What's On
Body and Soul
Our new Film Studies series explores the subversive cinema that led to the blacklist. Mike Archibald introduces one of the great boxing films, starring proto-Method actor John Garfield.
Nollywood: Filmbusiness African Style
If you've wondered how one of the world's highest-producing film industries sustains itself, this documentary breaks down the inner workings of Nigeria's most lucrative creative economy, the second largest film industry in the world according to UNESCO.
Train Dreams
A lovely, ruminative movie set in the Pacific Northwest in the first half of the last century. Robert (Joel Edgerton) is a lumberjack, a taciturn man who comes to appreciate the life slipping between his fingers.
Wisdom of Happiness
An audience with the Dalia Lama, who, at 90, looks back on his life and shares the tenets of Buddhism as a practical guide to surviving the 21st Century with joy and compassion.
Force of Evil
Director-screenwriter Abraham Polonsky uses the mob-controlled "numbers" racket to highlight the soul-destroying elements of capitalism in this punchy noir crime drama. Introduced by Mike Archibald.
Caravaggio
In the latest from Exhibition on Screen, co-directors David Bickerstaff and Phil Grabsky shed light not only on Caravaggio's paintings, but his life, often kept half-hidden in the same chiaroscuro tones he shaded his masterpieces with.

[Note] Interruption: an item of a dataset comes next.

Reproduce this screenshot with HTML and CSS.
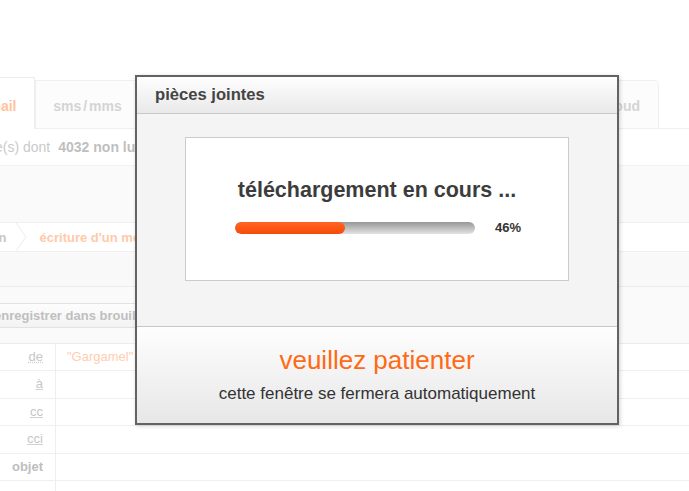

La Belle at the Movies + Apostles of Cinema
Cecilia Zoppelletto's lyrical documentary examines the fate of cinephilia in Kinshasa, the Democratic Republic of the Congo's capital city, currently without a single operating cinema. + Apostles of Cinema (Tanzania, 17 min)
Left-Handed Girl
Co-written and edited by Sean Baker (Anora), Shi-Ching Tsou's heartwarming solo feature debut follows a single mom in Taipei who is too consumed with her noodle stand to keep tabs on her five-year-old daughter's burgeoning shoplifting habit.
Dawn Pemberton Sings Aretha + Amazing Grace Film Screening
These dates are going to knock your socks off: one of the all-time great concert films, Aretha Franklin performing at the New Bethel Baptist Church in 1972, and Canada's own Queen of Soul, Dawn Pemberton, performing live in Aretha's honour.
The Colour of Pomegranates + The House Is Black
This month's Pantheon screening is a double-bill, Sergei Parajanov's extraordinary evocation of the life and work of C18th Armenian poet Sayat Nova, and, The House is Black (22 min), the only film directed by the great Iranian poet Forugh Farrokhzad.
Thieves' Highway
Set in the world of trucking, this unusual but effective drama fuses elements of film noir and neo-realism. It was director Jules Dassin's last American movie before the blacklist forced him into exile in Europe. Intro by Mike Archibald.